** START **

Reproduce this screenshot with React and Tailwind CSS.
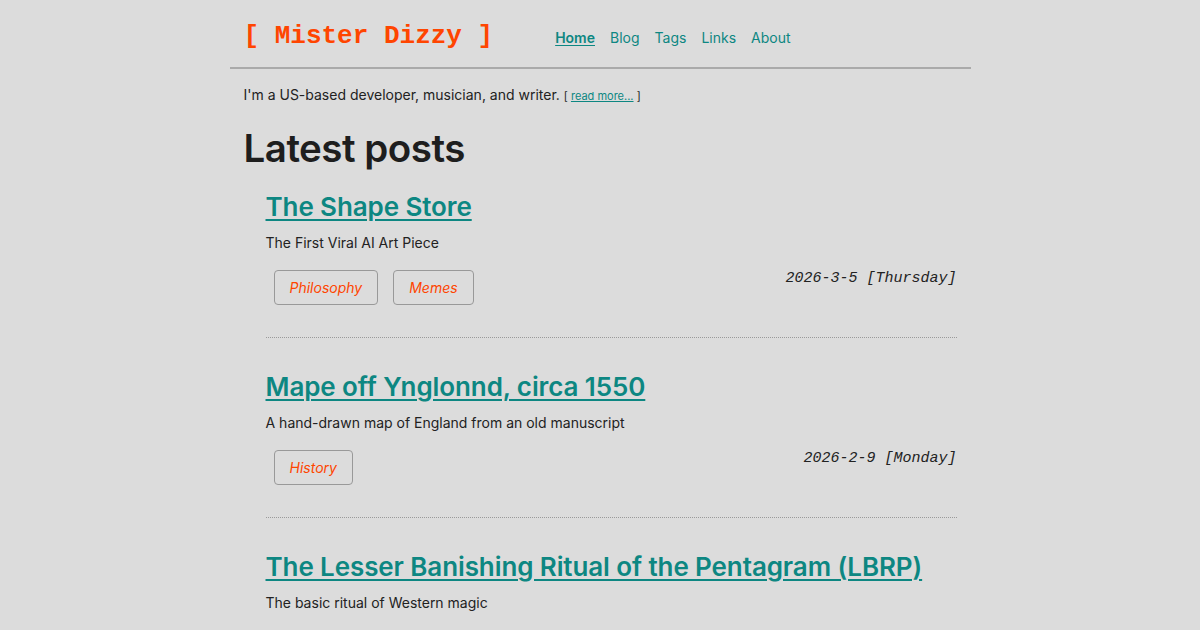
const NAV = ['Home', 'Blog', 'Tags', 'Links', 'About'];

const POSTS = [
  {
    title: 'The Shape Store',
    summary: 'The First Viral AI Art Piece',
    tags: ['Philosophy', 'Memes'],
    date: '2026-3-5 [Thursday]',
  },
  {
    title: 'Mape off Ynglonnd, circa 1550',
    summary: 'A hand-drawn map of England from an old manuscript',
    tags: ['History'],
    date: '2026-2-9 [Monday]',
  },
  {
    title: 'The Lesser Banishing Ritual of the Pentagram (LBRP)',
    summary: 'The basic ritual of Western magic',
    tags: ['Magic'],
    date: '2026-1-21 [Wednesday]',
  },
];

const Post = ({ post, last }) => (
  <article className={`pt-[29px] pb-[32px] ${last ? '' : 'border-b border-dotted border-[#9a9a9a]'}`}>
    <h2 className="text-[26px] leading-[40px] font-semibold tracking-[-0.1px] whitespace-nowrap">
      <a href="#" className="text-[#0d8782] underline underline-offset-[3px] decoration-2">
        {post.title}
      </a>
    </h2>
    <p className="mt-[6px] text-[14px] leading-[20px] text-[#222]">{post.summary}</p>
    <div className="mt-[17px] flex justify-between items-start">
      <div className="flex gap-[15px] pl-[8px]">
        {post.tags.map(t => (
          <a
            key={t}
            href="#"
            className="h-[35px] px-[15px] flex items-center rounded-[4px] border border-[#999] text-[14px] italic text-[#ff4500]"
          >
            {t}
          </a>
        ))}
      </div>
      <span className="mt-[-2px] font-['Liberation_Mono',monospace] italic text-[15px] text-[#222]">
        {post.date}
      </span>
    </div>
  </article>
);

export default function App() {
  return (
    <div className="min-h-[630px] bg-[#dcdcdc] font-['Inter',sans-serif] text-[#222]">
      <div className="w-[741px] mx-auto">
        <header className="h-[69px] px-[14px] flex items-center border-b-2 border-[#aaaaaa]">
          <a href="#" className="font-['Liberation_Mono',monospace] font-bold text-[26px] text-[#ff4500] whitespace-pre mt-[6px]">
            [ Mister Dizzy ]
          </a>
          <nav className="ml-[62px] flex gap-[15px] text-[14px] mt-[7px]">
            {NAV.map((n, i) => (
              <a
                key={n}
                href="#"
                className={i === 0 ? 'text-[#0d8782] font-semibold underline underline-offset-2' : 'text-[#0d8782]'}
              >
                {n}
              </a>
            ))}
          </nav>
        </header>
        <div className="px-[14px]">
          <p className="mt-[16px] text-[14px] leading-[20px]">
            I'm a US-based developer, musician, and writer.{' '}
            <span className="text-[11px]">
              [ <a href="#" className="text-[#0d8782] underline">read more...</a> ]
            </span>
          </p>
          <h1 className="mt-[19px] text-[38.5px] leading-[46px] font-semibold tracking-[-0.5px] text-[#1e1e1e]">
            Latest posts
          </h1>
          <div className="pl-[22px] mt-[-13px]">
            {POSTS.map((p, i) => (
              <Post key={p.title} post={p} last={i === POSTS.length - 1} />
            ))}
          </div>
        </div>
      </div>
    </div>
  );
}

** END **
** START **

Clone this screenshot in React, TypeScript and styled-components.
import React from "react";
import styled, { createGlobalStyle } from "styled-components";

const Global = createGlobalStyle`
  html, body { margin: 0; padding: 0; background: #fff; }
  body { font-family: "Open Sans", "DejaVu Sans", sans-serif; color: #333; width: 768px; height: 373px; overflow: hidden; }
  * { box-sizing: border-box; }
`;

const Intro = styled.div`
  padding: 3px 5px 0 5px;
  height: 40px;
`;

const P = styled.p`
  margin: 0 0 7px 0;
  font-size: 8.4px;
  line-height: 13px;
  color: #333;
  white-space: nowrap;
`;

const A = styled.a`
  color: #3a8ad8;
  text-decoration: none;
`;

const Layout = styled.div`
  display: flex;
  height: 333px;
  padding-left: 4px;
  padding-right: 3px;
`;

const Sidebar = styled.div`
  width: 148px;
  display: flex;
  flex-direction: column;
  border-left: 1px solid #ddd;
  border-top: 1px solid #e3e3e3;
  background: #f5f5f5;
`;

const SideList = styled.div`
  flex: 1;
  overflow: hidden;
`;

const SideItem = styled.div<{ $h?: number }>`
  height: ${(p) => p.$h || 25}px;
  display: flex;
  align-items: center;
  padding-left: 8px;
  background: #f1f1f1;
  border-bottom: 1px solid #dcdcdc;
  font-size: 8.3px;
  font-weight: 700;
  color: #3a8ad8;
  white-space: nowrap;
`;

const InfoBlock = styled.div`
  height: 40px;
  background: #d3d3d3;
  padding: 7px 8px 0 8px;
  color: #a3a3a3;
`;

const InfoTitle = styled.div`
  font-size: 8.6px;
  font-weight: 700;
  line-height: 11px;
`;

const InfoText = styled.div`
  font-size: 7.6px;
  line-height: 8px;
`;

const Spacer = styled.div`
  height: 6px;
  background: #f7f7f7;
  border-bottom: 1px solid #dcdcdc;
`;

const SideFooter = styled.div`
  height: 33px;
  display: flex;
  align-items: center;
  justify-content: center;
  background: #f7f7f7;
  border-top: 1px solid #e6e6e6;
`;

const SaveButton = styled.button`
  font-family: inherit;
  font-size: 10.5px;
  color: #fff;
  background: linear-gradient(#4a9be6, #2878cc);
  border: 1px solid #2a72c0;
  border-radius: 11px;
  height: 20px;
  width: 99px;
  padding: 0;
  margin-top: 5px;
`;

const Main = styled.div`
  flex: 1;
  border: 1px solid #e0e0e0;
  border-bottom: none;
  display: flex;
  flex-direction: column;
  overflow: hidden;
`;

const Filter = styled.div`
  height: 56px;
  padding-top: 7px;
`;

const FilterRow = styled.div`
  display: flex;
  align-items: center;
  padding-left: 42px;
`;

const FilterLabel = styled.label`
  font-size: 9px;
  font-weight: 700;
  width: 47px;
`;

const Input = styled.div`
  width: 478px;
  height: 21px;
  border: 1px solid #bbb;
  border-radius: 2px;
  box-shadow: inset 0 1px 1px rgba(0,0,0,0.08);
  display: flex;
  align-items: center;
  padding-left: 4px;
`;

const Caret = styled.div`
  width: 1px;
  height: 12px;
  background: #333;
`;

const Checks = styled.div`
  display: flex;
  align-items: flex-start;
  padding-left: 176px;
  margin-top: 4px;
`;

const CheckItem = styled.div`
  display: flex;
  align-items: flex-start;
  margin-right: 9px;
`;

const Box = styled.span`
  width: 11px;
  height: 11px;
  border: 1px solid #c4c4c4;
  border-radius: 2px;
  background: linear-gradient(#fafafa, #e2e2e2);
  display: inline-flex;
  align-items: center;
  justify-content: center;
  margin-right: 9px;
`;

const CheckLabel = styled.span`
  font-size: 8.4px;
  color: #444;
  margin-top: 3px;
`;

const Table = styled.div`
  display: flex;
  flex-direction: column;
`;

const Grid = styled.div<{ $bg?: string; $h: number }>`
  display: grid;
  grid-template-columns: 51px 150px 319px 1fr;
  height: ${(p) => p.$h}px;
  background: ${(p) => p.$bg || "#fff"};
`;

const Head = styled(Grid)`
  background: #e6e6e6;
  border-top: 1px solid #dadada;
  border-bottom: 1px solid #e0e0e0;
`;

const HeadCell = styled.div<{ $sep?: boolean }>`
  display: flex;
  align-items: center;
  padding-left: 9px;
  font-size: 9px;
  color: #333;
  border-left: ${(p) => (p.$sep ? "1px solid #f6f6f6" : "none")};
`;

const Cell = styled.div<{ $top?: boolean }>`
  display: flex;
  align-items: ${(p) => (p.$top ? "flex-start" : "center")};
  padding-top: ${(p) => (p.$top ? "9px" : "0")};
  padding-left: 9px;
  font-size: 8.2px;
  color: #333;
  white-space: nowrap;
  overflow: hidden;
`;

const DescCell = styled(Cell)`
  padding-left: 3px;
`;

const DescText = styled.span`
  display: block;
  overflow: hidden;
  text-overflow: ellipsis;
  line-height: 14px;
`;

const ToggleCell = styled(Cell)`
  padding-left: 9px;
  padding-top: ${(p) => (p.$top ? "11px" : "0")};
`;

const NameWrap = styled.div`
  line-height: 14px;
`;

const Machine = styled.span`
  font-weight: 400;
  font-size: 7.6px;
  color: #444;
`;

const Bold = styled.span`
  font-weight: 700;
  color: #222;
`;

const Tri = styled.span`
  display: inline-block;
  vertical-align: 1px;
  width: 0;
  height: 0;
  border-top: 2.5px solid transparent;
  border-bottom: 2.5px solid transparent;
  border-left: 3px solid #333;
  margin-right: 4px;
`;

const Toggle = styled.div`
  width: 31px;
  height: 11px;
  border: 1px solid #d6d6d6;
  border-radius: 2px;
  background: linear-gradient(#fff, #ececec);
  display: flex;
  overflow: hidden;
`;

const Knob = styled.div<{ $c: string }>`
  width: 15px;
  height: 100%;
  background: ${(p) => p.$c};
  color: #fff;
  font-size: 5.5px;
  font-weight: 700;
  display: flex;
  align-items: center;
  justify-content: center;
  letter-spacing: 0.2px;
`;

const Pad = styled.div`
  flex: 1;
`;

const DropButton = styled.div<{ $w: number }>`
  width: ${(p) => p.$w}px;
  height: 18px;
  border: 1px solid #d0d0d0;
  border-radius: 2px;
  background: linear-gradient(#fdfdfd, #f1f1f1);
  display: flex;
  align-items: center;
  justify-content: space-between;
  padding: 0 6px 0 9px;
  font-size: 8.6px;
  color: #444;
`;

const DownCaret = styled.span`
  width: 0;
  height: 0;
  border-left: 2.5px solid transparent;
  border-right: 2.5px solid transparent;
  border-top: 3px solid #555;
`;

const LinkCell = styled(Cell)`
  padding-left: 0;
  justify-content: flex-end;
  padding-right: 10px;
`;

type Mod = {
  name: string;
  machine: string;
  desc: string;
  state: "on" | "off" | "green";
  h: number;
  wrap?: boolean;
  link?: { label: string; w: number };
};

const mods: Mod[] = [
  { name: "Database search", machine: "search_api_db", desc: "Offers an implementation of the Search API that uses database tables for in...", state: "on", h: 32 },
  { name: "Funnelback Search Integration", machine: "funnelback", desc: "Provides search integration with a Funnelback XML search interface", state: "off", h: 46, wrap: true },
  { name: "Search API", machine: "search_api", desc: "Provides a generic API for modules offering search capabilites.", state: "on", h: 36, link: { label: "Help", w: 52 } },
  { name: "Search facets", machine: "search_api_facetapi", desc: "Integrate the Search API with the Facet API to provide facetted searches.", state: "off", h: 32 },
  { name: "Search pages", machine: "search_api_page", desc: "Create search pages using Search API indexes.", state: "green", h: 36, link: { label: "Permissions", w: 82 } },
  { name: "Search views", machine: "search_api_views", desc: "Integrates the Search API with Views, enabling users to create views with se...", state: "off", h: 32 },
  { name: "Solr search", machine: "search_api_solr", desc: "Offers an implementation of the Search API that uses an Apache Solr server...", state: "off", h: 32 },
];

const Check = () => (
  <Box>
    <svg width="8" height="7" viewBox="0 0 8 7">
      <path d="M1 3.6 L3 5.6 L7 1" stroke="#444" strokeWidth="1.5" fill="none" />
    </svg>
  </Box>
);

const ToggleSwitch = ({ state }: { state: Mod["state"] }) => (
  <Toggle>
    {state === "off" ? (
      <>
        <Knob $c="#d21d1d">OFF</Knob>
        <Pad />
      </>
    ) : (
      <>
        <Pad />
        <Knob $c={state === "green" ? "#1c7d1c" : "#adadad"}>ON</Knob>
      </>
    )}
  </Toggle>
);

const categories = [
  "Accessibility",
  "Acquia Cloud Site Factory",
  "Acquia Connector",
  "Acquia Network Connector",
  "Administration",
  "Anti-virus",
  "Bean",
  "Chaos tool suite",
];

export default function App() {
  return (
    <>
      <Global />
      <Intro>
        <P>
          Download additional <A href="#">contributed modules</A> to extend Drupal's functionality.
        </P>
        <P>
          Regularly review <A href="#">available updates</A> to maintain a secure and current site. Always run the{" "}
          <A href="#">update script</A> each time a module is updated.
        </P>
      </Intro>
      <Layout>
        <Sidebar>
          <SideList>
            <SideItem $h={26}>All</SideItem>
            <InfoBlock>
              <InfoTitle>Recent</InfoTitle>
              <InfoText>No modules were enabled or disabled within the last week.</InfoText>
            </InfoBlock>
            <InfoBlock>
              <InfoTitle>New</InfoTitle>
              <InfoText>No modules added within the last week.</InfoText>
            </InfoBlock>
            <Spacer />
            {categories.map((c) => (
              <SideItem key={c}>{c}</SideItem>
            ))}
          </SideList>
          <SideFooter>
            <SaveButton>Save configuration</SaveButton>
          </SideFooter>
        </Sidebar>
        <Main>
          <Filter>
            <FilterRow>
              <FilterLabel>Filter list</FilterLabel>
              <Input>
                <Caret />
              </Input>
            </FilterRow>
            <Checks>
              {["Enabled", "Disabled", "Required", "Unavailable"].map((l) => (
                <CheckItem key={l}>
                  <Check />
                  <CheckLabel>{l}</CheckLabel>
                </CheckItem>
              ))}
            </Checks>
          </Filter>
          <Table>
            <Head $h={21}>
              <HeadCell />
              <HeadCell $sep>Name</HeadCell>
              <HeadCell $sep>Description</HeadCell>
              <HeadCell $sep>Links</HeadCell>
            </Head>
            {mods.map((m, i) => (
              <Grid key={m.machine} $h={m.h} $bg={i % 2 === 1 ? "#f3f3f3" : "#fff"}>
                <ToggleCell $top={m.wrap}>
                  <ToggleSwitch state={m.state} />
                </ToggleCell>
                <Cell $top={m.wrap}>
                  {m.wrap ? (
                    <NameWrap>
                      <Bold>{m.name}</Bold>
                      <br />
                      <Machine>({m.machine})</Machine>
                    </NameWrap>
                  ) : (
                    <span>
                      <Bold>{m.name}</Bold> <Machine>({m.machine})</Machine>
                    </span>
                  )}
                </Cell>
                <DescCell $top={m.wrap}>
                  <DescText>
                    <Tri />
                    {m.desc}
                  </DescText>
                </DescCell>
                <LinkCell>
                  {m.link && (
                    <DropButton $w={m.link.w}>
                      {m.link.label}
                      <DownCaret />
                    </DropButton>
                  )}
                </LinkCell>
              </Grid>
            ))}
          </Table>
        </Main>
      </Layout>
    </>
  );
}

** END **

*Aim*.
State the number of lines in these entries that include the string "components". Provide nothing beyond that number.

*Solved problem*.
2